Is there anything Ariki can do and if so will the two friends ever get back safely to Turtle Island?

Zoologlist story weaver, Nicola Davies cleverly entertains and educates at the same time in this gripping tale. Her affinity with the natural world shines through in her narrative with its vivid description of wildlife showing the interconnectness of human beings and the natural world.

To add to the magical mix, Nicola Kinner’s black and white illustrations perfectly capture the relationship between the human characters and nature.

Magical Kingdom of Birds: The Silent Songbirds
Anne Booth, illustrated by Rosie Butcher
Oxford University Press

Combining magic and wonder with facts about birds is this latest story in Anne Booth’s series of chapter books for young readers that began when its main protagonist, Maya was made keeper of a very special colouring book that could draw her into the Magical Kingdom of Birds.

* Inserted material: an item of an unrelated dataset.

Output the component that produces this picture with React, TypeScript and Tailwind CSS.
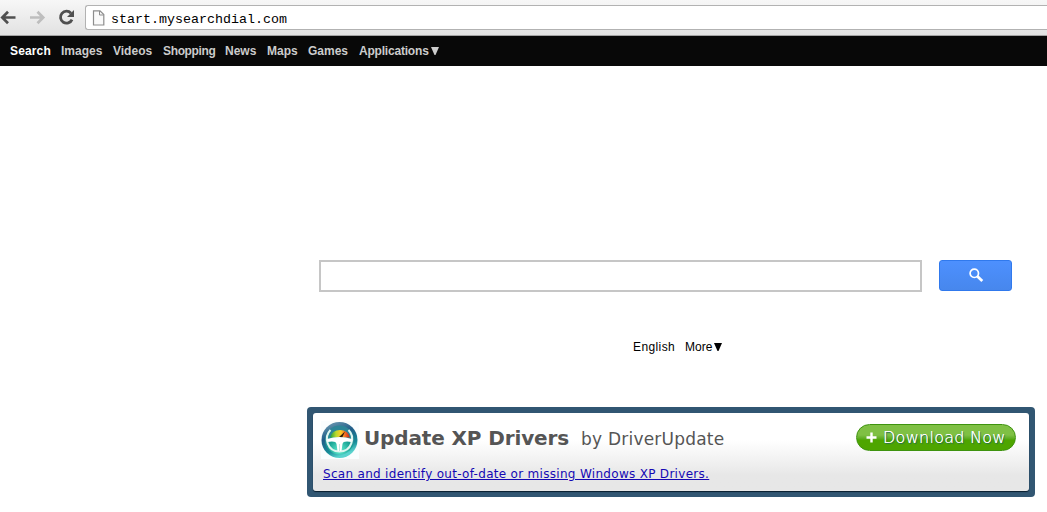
import classNames from "clsx"

type NavItem = {
  label: string
  className: string
  active?: boolean
  hasMenu?: boolean
}

const navItems: NavItem[] = [
  { label: "Search", className: "w-[51px] tracking-[0.15px]", active: true },
  { label: "Images", className: "w-[52px]" },
  { label: "Videos", className: "w-[50px]" },
  { label: "Shopping", className: "w-[62px] tracking-[-0.35px]" },
  { label: "News", className: "w-[42px]" },
  { label: "Maps", className: "w-[41px]" },
  { label: "Games", className: "w-[50px]" },
  {
    label: "Applications",
    className: "w-[90px] pl-px tracking-[-0.2px]",
    hasMenu: true,
  },
]

const App: React.FC = () => {
  return (
    <div className="h-[512px] w-full overflow-hidden bg-white font-['Liberation_Sans',Arial,sans-serif]">
      <BrowserBar />
      <NavBar />
      <main className="pt-[194px]">
        <SearchForm />
        <LanguageLinks />
        <DriverBanner />
      </main>
    </div>
  )
}

export default App

const BrowserBar = () => {
  return (
    <div className="flex h-9 items-start border-b border-[#a3a3a3] bg-linear-to-b from-[#f7f7f7] to-[#e2e2e2]">
      <div className="flex h-[35px] w-[85px] shrink-0 items-center">
        <svg width="85" height="35" viewBox="0 0 85 35" fill="none">
          {/* back */}
          <path
            d="M15.5 17.5H3M8 11.8L2.3 17.5L8 23.2"
            stroke="#505050"
            strokeWidth="2.7"
          />
          {/* forward */}
          <path
            d="M30 17.5H42.5M37.5 11.8L43.2 17.5L37.5 23.2"
            stroke="#bebebe"
            strokeWidth="2.7"
          />
          {/* reload */}
          <path
            d="M71 13.2A6 6 0 1 0 72 19.6"
            stroke="#505050"
            strokeWidth="2.8"
          />
          <path d="M74 10V17H67Z" fill="#505050" />
        </svg>
      </div>
      <div className="mt-[5px] flex h-[25px] flex-1 items-center rounded-l-[3px] border border-r-0 border-[#b2b2b2] bg-white pl-[6px]">
        <svg width="13" height="16" viewBox="0 0 13 16">
          <path
            d="M1.5 0.8H8L11.8 4.6V15H1.5Z"
            fill="#fafafa"
            stroke="#8d8d8d"
            strokeWidth="1.2"
          />
          <path d="M7.5 1V5H11.5" fill="none" stroke="#8d8d8d" />
        </svg>
        <span className="mt-[5px] ml-[6px] font-['Liberation_Mono',monospace] text-[13.33px] leading-none text-black">
          start.mysearchdial.com
        </span>
      </div>
    </div>
  )
}

const NavBar = () => {
  return (
    <nav className="flex h-[30px] items-center bg-[#080808] pl-[10px] text-[12px] leading-none font-bold">
      {navItems.map(({ label, className, active, hasMenu }) => (
        <a
          key={label}
          className={classNames(
            "flex shrink-0 items-center",
            className,
            active ? "text-white" : "text-[#cccccc]",
          )}
        >
          {label}
          {hasMenu && <DownArrow />}
        </a>
      ))}
    </nav>
  )
}

const DownArrow = () => {
  return (
    <svg
      className="ml-[2px] shrink-0"
      width="8"
      height="8"
      viewBox="0 0 8 8"
      fill="currentColor"
    >
      <path d="M0 0H8L4.5 8H3.5Z" />
    </svg>
  )
}

const SearchForm = () => {
  return (
    <div className="flex pl-[319px]">
      <input
        type="text"
        className="h-8 w-[603px] border-2 border-[#c6c6c6] bg-white px-2 outline-none"
      />
      <button className="ml-[17px] flex h-[31px] w-[73px] items-center justify-center rounded-[3px] border border-[#3079ed] bg-linear-to-b from-[#4d90fe] to-[#4787ed] pl-[2px]">
        <svg width="15" height="15" viewBox="0 0 15 15" fill="none">
          <circle cx="5.3" cy="5.3" r="4.2" stroke="#fff" strokeWidth="1.7" />
          <path d="M8.3 8.3L13.3 13" stroke="#fff" strokeWidth="2.8" />
        </svg>
      </button>
    </div>
  )
}

const LanguageLinks = () => {
  return (
    <div className="mt-[48px] flex h-[14px] items-center pl-[633px] text-[12px] leading-[14px] text-black">
      <span className="w-[52px] tracking-[0.4px]">English</span>
      <span>More</span>
      <DownArrow />
    </div>
  )
}

const DriverBanner = () => {
  return (
    <div className="mt-[53px] ml-[307px] h-[90px] w-[728px] rounded-[4px] bg-[#315672] p-[6px] font-['DejaVu_Sans',Verdana,sans-serif]">
      <div className="h-[78px] rounded-[3px] bg-linear-to-b from-white from-35% to-[#e7e7e7] to-80% px-[8px] pt-[8px] shadow-[0_1px_1px_#071c2c]">
        <div className="flex h-[38px] items-start">
          <WheelLogo />
          <span className="ml-[5px] w-[216px] text-[20px] leading-[34px] font-bold tracking-[-0.13px] whitespace-nowrap text-[#555555]">
            Update XP Drivers
          </span>
          <span className="ml-[1px] text-[17px] leading-[37px] tracking-[0.22px] whitespace-nowrap text-[#555555]">
            by DriverUpdate
          </span>
          <button className="mt-[3px] mr-[5px] ml-auto flex h-[27px] w-[160px] items-center rounded-full border border-[#3e930f] bg-linear-to-b from-[#7fc044] from-40% to-[#4ea500] to-60% pl-[9px] text-white">
            <svg width="11" height="11" viewBox="0 0 11 11">
              <path d="M5.5 0.5V10.5M0.5 5.5H10.5" stroke="#fff" strokeWidth="2.4" />
            </svg>
            <span className="ml-[6px] text-[16px] leading-none font-extralight tracking-[0.27px] whitespace-nowrap [text-shadow:0_0_0.5px_#fff,1px_1px_1px_#1b645f]">
              Download Now
            </span>
          </button>
        </div>
        <a className="ml-[2px] block text-[12px] leading-[31px] tracking-[0.3px] whitespace-nowrap text-[#1508b4] underline underline-offset-1">
          Scan and identify out-of-date or missing Windows XP Drivers.
        </a>
      </div>
    </div>
  )
}

const WheelLogo = () => {
  return (
    <svg className="shrink-0" width="38" height="38" viewBox="0 0 38 38">
      <defs>
        <linearGradient id="rim" x1="0" y1="0" x2="0.4" y2="1">
          <stop offset="0" stopColor="#7ba5ba" />
          <stop offset="0.45" stopColor="#1f5c88" />
          <stop offset="0.8" stopColor="#168c98" />
          <stop offset="1" stopColor="#5ad3ce" />
        </linearGradient>
        <radialGradient id="dial" cx="0.5" cy="0.85" r="0.65">
          <stop offset="0" stopColor="#65efd2" />
          <stop offset="0.6" stopColor="#18a394" />
          <stop offset="1" stopColor="#2b8597" />
        </radialGradient>
        <linearGradient id="gauge">
          <stop offset="0" stopColor="#1d9c3c" />
          <stop offset="0.3" stopColor="#b9d92c" />
          <stop offset="0.55" stopColor="#ffcb25" />
          <stop offset="0.8" stopColor="#ee5a20" />
          <stop offset="1" stopColor="#bc2119" />
        </linearGradient>
      </defs>
      <rect width="38" height="38" fill="#fafdfe" />
      <circle cx="18.5" cy="19" r="18" fill="url(#rim)" />
      <circle cx="18.5" cy="19" r="14.5" fill="url(#dial)" />
      <path d="M9 16.5Q11 9 19 9T29 16.5Z" fill="url(#gauge)" />
      <path d="M17 17L24 10.5L21 17Z" fill="#321b0a" />
      {/* steering wheel */}
      <path
        d="M9.5 9C2.5 16 6 30.5 18.5 30.5S34.5 16 27.5 9"
        fill="none"
        stroke="#dff6f0"
        strokeWidth="2"
      />
      <path
        d="M6 18Q18.5 14 31 18L30.5 21Q22 19.5 21.5 23L20.5 30H16.5L15.5 23Q15 19.5 6.5 21Z"
        fill="#fff"
      />
      <path d="M18.5 23V30" stroke="#a7dcd5" strokeWidth="0.7" />
    </svg>
  )
}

The picture that appears to draw her to the Kingdom (where in addition to being a schoolgirl she is the Keeper of the Book) in this adventure is this one.

Instead of the usual focus on one particular kind of bird, songbirds from many parts of the world are featured; the reason being there’s to be a special singing gala so her friend Willow tells Maya. But can they really trust Willow’s wicked Uncle, Lord Astor, who claims to have become a reformed character wanting only to bring everyone together in friendship?

Of course not: he has set his sights on stealing the songs of all the participants in the event and using them for his own nefarious purposes.

Maya certainly has a big problem on her hands and she also has to face up to singing in her school concert if she succeeds in saving the songbirds.

Another exciting episode, with Rosie Butcher’s enchanting black and white illustrations, this is certain to excite Maya’s established fans and capture some new enthusiasts for the series too.
(The final pages contain fascinating facts on the real birds that inspired the story, plus fun things to make and do as well as additional information about the plight of endangered Indonesian songbirds).